How do you know when a marketing system is ready to scale?

The most reliable test is whether the organization can honestly answer four questions: Is there shared clarity on what success looks like? Can the infrastructure support increased volume while continuing to learn? Is there a single trusted source of performance data? And is decision ownership clear? Systems that can answer three or four with genuine confidence are in a fundamentally different position than those still working around all of them.

What is measurement debt and why does it matter at scale?

Measurement debt is the accumulation of small compromises in how marketing performance is tracked — attribution gaps, disconnected systems, and metrics that describe activity rather than outcomes. At current spend those compromises are manageable. As budget increases, they compound into structural disagreement, and the confidence needed to make fast decisions stops being available when it's needed most.

What should an organization fix before increasing the marketing budget?

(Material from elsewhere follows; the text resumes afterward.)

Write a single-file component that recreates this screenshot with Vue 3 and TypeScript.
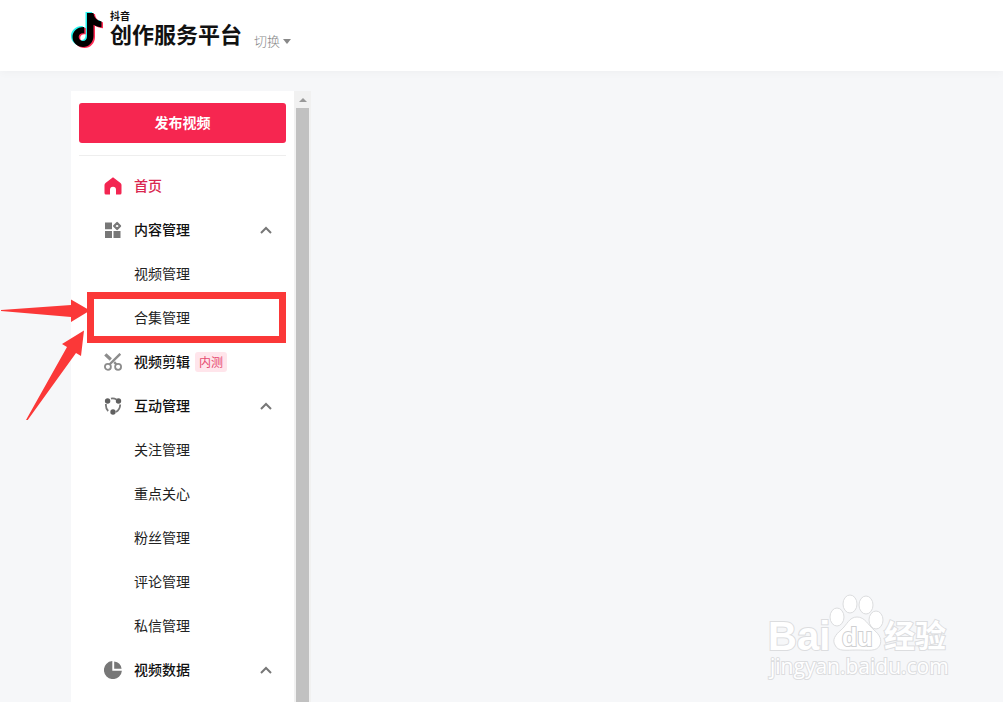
<script setup lang="ts">
import { ref } from 'vue'

type Icon = 'home' | 'grid' | 'cut' | 'share' | 'pie'
interface Group {
  label: string
  icon: Icon
  active?: boolean
  badge?: string
  children?: string[]
}

const groups: Group[] = [
  { label: '首页', icon: 'home', active: true },
  { label: '内容管理', icon: 'grid', children: ['视频管理', '合集管理'] },
  { label: '视频剪辑', icon: 'cut', badge: '内测' },
  { label: '互动管理', icon: 'share', children: ['关注管理', '重点关心', '粉丝管理', '评论管理', '私信管理'] },
  { label: '视频数据', icon: 'pie', children: [] },
]

const closed = ref<string[]>([])
function toggle(label: string) {
  closed.value = closed.value.includes(label)
    ? closed.value.filter((l) => l !== label)
    : [...closed.value, label]
}
</script>

<template>
  <div class="page">
    <header class="header">
      <svg class="note" viewBox="0 0 34 38" aria-hidden="true">
        <defs>
          <path
            id="note-shape"
            d="M15.500 1h6.500c.3 4.400 3.400 7.800 8 8.300v6c-3 0-5.600-.9-8-2.500V24c0 6.200-4.600 11-10.500 11S1 30.500 1 25s4.700-10.300 11.800-10v6.400c-3.500-.5-5.600 1.300-5.600 3.700 0 2.300 1.900 4 4.200 4 2.600 0 4.100-1.800 4.100-4.800z"
          />
        </defs>
        <use href="#note-shape" x="0" y="0" fill="#25f4ee" />
        <use href="#note-shape" x="3" y="2" fill="#fe2c55" />
        <use href="#note-shape" x="1.500" y="1" fill="#000" />
      </svg>
      <div class="brand">
        <span class="brand-small">抖音</span>
        <span class="brand-name">创作服务平台</span>
      </div>
      <button class="switch" type="button">切换<i class="caret"></i></button>
    </header>

    <div class="body">
      <aside class="sidebar">
        <button class="publish" type="button">发布视频</button>
        <nav class="nav">
          <template v-for="g in groups" :key="g.label">
            <button class="row group" :class="{ active: g.active }" type="button" @click="toggle(g.label)">
              <svg class="icon" viewBox="0 0 18 18" aria-hidden="true">
                <path
                  v-if="g.icon === 'home'"
                  fill="#f32551"
                  d="M9 .2 16.500 6q1 .8 1 2v8q0 1.500-1.500 1.500h-4V12.800a3 3 0 0 0-6 0v4.700H2Q.5 17.500.5 16V8q0-1.200 1-2z"
                />
                <g v-else-if="g.icon === 'grid'" fill="#777">
                  <path d="M1 1.500h7v6.700H1zM1 10h7v7H1zM9.500 10h7v7h-7z" />
                  <path d="M13.100 2 16.100 5l-3 3L10.100 5z" fill="none" stroke="#777" stroke-width="2.200" stroke-linejoin="round" />
                </g>
                <g v-else-if="g.icon === 'cut'" fill="none" stroke="#8c8c8c">
                  <circle cx="3.900" cy="13.800" r="3" stroke-width="1.800" />
                  <circle cx="14.100" cy="13.800" r="3" stroke-width="1.800" />
                  <path d="M5.500 11.500 16.300.8M12.500 11.500l-2.300-2.300" stroke-width="2.400" />
                  <path d="M1.300 1.300 6.800 6.500" stroke-width="3.200" />
                </g>
                <g v-else-if="g.icon === 'share'" fill="none" stroke="#777" stroke-width="1.800">
                  <path d="M7 1.700Q9.500.9 12.500 2.500M1.900 7Q1.600 11.500 4.200 14M16.200 7.500Q16.100 12.500 12 15" />
                  <g fill="#606060" stroke="none">
                    <circle cx="3.600" cy="4" r="2.700" />
                    <circle cx="14.500" cy="4" r="2.700" />
                    <circle cx="9" cy="15" r="2.700" />
                  </g>
                </g>
                <g v-else fill="#777">
                  <path d="M8.300.1V9.700h9.600A9 9 0 1 1 8.300.1z" />
                  <path d="M10.200.4a8.500 8.500 0 0 1 7.400 7.400h-7.400z" />
                </g>
              </svg>
              <span class="label">{{ g.label }}</span>
              <span v-if="g.badge" class="badge">{{ g.badge }}</span>
              <svg v-if="g.children" class="chevron" viewBox="0 0 12 8" aria-hidden="true">
                <path d="M1 7l5-5 5 5" fill="none" stroke="#777" stroke-width="2" />
              </svg>
            </button>
            <template v-if="g.children && !closed.includes(g.label)">
              <a v-for="c in g.children" :key="c" class="row child" href="#"><span class="label">{{ c }}</span></a>
            </template>
          </template>
        </nav>
      </aside>
      <div class="scrollbar" aria-hidden="true">
        <i class="scroll-up"></i>
        <div class="thumb"></div>
      </div>
    </div>

    <svg class="marks" viewBox="0 0 290 140" aria-hidden="true">
      <rect x="90.500" y="15.500" width="192" height="44" fill="none" stroke="#fb3838" stroke-width="7" />
      <path fill="#fb3838" d="M1 30 71 25v-5.500L90 30.500 71 42v-5L1 31z" />
      <path fill="#fb3838" d="M84 50.500 81 76l-5-3L27 141l-1-1L67 67l-5-3z" />
    </svg>

    <svg class="watermark" viewBox="0 0 190 95" aria-label="Baidu 经验">
      <g class="wm-fill">
        <ellipse cx="76" cy="32" rx="7" ry="9" />
        <ellipse cx="89" cy="19" rx="7" ry="9" />
        <ellipse cx="105" cy="20" rx="7" ry="9" />
        <ellipse cx="115" cy="35" rx="7" ry="9" />
        <path d="M96 32C104 32 107 40 113 45S121 55 119 60C116 67 107 65 96 65S77 67 74 60C71 55 74 50 80 45S88 32 96 32Z" />
        <text class="wm-bai" x="7" y="65">Bai</text>
        <text class="wm-du" x="81" y="61">du</text>
        <text class="wm-cn" x="123" y="62">经验</text>
        <text class="wm-url" x="9" y="89">jingyan.baidu.com</text>
      </g>
    </svg>
  </div>
</template>

<style>
body {
  margin: 0;
}
</style>

<style scoped>
.page {
  position: relative;
  display: flex;
  flex-direction: column;
  height: 100vh;
  overflow: hidden;
  background: #f6f7f9;
  color: #222;
  font-family: 'Liberation Sans', 'Noto Sans CJK SC', sans-serif;
  font-size: 14px;
}
button {
  border: 0;
  padding: 0;
  background: none;
  font: inherit;
  color: inherit;
  cursor: pointer;
}
.header {
  display: flex;
  flex: none;
  box-sizing: border-box;
  height: 71px;
  padding: 11px 70px 0;
  background: #fff;
  box-shadow: 0 2px 8px rgba(0, 0, 0, 0.03);
}
.note {
  width: 34px;
  height: 38px;
}
.brand {
  display: flex;
  flex-direction: column;
  margin-left: 6px;
  color: #111;
  font-weight: 700;
}
.brand-small {
  font-size: 10px;
  line-height: 12px;
}
.brand-name {
  font-size: 22px;
  line-height: 26px;
}
.switch {
  display: flex;
  align-items: center;
  align-self: flex-start;
  height: 20px;
  margin: 19px 0 0 12px;
  color: #888;
  font-size: 13px;
  font-weight: 300;
}
.caret {
  margin: 2px 0 0 3px;
  border: 4px solid transparent;
  border-top: 5px solid #888;
  border-bottom: 0;
}
.body {
  display: flex;
  flex: 1;
  min-height: 0;
  padding: 20px 0 0 71px;
}
.sidebar {
  box-sizing: border-box;
  width: 223px;
  padding: 12px 8px 0;
  overflow: hidden;
  background: #fff;
}
.publish {
  display: block;
  width: 100%;
  height: 40px;
  padding-bottom: 2px;
  border-radius: 3px;
  background: #f62650;
  color: #fff;
  font-weight: 700;
}
.nav {
  display: flex;
  flex-direction: column;
  margin-top: 12px;
  padding-top: 8px;
  border-top: 1px solid #eee;
}
.row {
  display: flex;
  flex: none;
  align-items: center;
  height: 44px;
}
.group {
  padding: 0 14px 0 25px;
  color: #111;
  font-family: 'Noto Sans CJK SC', sans-serif;
  font-weight: 500;
}
.group.active {
  color: #d9274f;
}
.child {
  padding-left: 55px;
  color: #222;
  text-decoration: none;
}
.label {
  padding-bottom: 2px;
}
.icon {
  width: 18px;
  height: 18px;
  margin-right: 12px;
}
.badge {
  margin-left: 5px;
  padding: 0 4px;
  border-radius: 3px;
  background: #ffe5eb;
  color: #e64a70;
  font-size: 12px;
  font-weight: 400;
  line-height: 20px;
}
.chevron {
  width: 12px;
  height: 8px;
  margin-left: auto;
}
.scrollbar {
  display: flex;
  flex-direction: column;
  align-items: center;
  width: 17px;
  background: #f1f1f1;
}
.scroll-up {
  margin: 7px 0 6px;
  border: 4px solid transparent;
  border-top: 0;
  border-bottom-color: #999;
}
.thumb {
  flex: 1;
  width: 13px;
  background: #c1c1c1;
}
.marks {
  position: absolute;
  top: 280px;
  left: 0;
  width: 290px;
  height: 140px;
  pointer-events: none;
}
.watermark {
  position: absolute;
  right: 52px;
  bottom: 22px;
  width: 190px;
  height: 95px;
}
.wm-fill {
  fill: #fff;
  stroke: #dcdddf;
  stroke-width: 1;
}
.wm-fill text {
  paint-order: stroke;
  stroke-width: 2;
}
.wm-bai {
  font: 700 40px 'Liberation Sans', sans-serif;
}
.wm-fill .wm-du {
  font: 700 25px 'Liberation Sans', sans-serif;
  stroke: #cfd0d2;
}
.wm-cn {
  font: 700 31px 'Noto Sans CJK SC', sans-serif;
}
.wm-url {
  font: 400 21px 'Open Sans', sans-serif;
}
</style>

The order matters as much as the list. Accountability and decision ownership first, then goals, then measurement infrastructure, then foundations (the website, conversion paths, campaign architecture) then creative and messaging. Only then is the system ready to launch and scale. Reversing that order is where most of the cost gets accumulated.

What are the early warning signs that a team is scaling too soon?

The clearest signals show up as conversations rather than metrics. The same reporting question resurfaces every month. Attribution disagreements between platforms don't resolve. Campaign structures need rebuilding six months after scaling. Traffic rises without conversion confidence improving. Any one of these in isolation may be manageable. Several appearing together usually means the system needs a different conversation before it needs more resources.